Meski demikian, kebutuhan masyarakat akan sekolah menengah Katolik tetap besar. Karena itulah, pada Januari 1968, SMA Santo Bernardus dibuka kembali. Kali ini menggunakan gedung Panti Asuhan St. Martinus di Jalan Barito No. 4, milik Yayasan Sosial Adhi Darma Keuskupan Purwokerto. Sekolah pun mulai dikelola penuh oleh Yayasan Santo Bernardus Pekalongan dan kegiatan belajar mengajar dipindah ke pagi hari.

Saat dibuka kembali, jumlah siswa kelas I sebanyak 54 orang, menempati dua ruang kelas. Masa inilah yang menjadi titik balik perkembangan SMA Santo Bernardus menuju sekolah seperti yang kita kenal sekarang.

Pada tahun 1976, sekolah resmi pindah ke lokasi yang sekarang, yaitu di Jalan Patriot No. 14 Pekalongan (dulu Jl. Sekranding Baru). Gedung milik sendiri seluas sekitar 11.728 m² menjadi rumah baru tempat SMA Santo Bernardus terus bertumbuh dan berkembang.

Data Perkembangan Peserta Didik SMA Santo Bernardus

 

TAHUN

Jlm

Kelas

Jml

Siswa

GT

GTT

TU

Pesuruh/

Satpam

Tk. Kebun

 

Siswa yg lulus

Jml

%

2011/2012

10

276

19

7

5

7

96

100

2012/2013

10

261

19

7

5

7

86

100

2013/2014

9

250

19

7

6

7

80

100

2014/2015

9

269

17

8

6

6

85

100

2015/2016

11

284

17

8

8

5

78

100

2016/2017

12

291

16

8

7

5

94

100

2017/2018

11

275

15

8

7

5

105

100

2018/2019

10

263

15

8

7

5

104

100

2019/2020

8

208

17

8

7

5

87

100

Sejak tahun 1970 sampai akhir tahun pelajaran 2019/2020 SMA Santo Bernardus telah meluluskan peserta didik sebanyak 6403 orang.

 

Kisah Perjuangan Pembangunan SMA Santo Bernardus – Dari Lahan Alang-alang hingga Menjadi Rumah Belajar Bersinar

Perjalanan bangunan SMA Santo Bernardus adalah kisah tentang kerja keras, harapan, dan kebersamaan.
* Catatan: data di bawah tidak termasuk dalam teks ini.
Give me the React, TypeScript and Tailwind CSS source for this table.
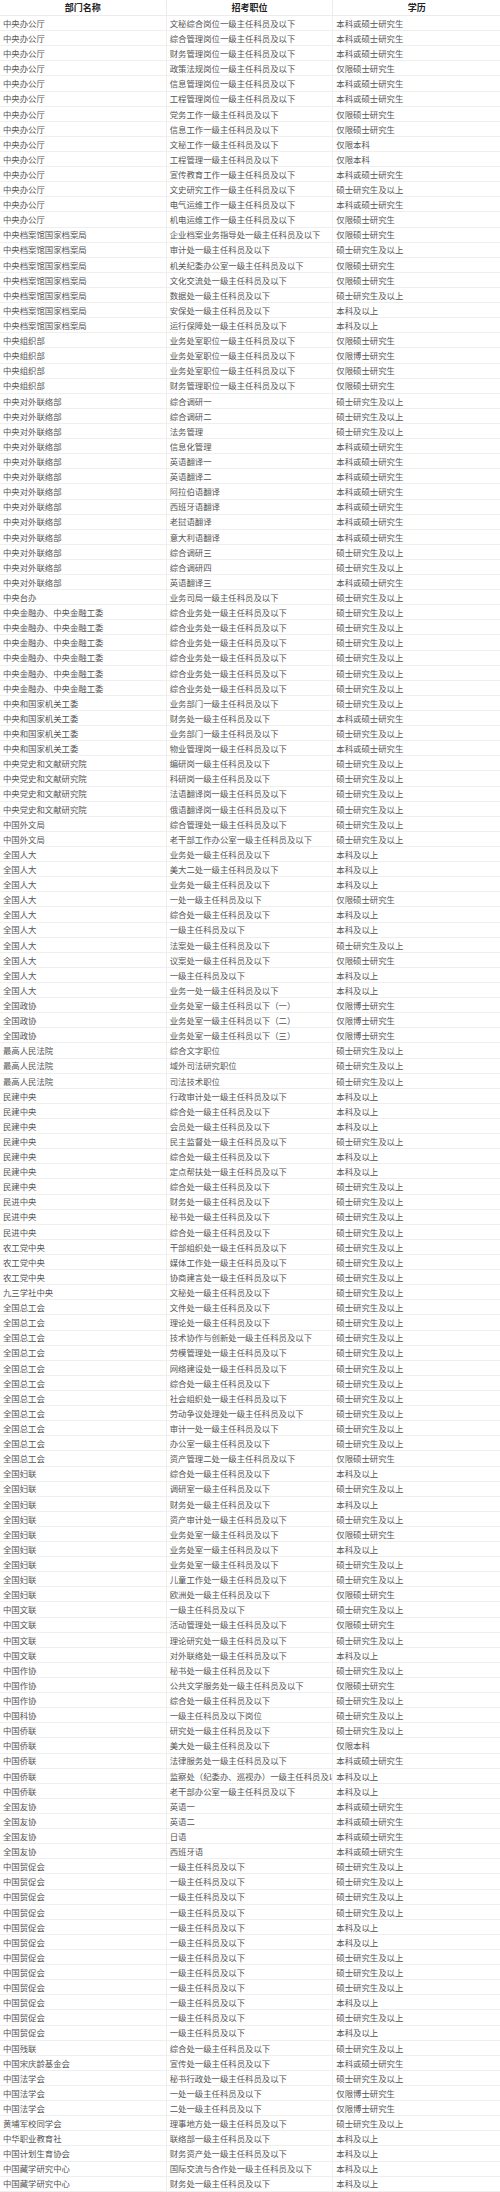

Semuanya dimulai tahun 1974, ketika Yayasan Santo Bernardus yang dipimpin oleh Bapak dr. J. Rachmat membeli sebidang tanah rakyat di Desa Dukuh seluas ±10.045 m². Tanah itu masih berupa alang-alang, kangkung, dan genangan air di mana-mana. Jalan belum diaspal, listrik belum masuk, air PDAM pun belum tersedia. Namun, dari tanah sederhana itulah sebuah mimpi besar mulai ditanam.

Pada 1975, pembangunan pertama dimulai: tiga ruang kelas di sisi timur, sementara bagian depan disiapkan untuk ruang guru, TU, dan ruang kepala sekolah. Enam ruang sederhana itu kemudian diberkati oleh Mgr. P.S. Hardjasoemarto pada 12 Januari 1976. Tiga ruang kelas dipakai oleh peserta didik kelas III, sementara kelas I dan II masih belajar di Jalan Barito.

Semangat membangun tidak berhenti di situ. Tahun 1976, Yayasan menambah lagi empat ruang kelas di sisi timur, dan tahun 1977 membangun enam ruang kelas di sisi barat—bahkan mengurug halaman sebanyak ±5.000 m³ pasir demi membuat lingkungan belajar yang layak.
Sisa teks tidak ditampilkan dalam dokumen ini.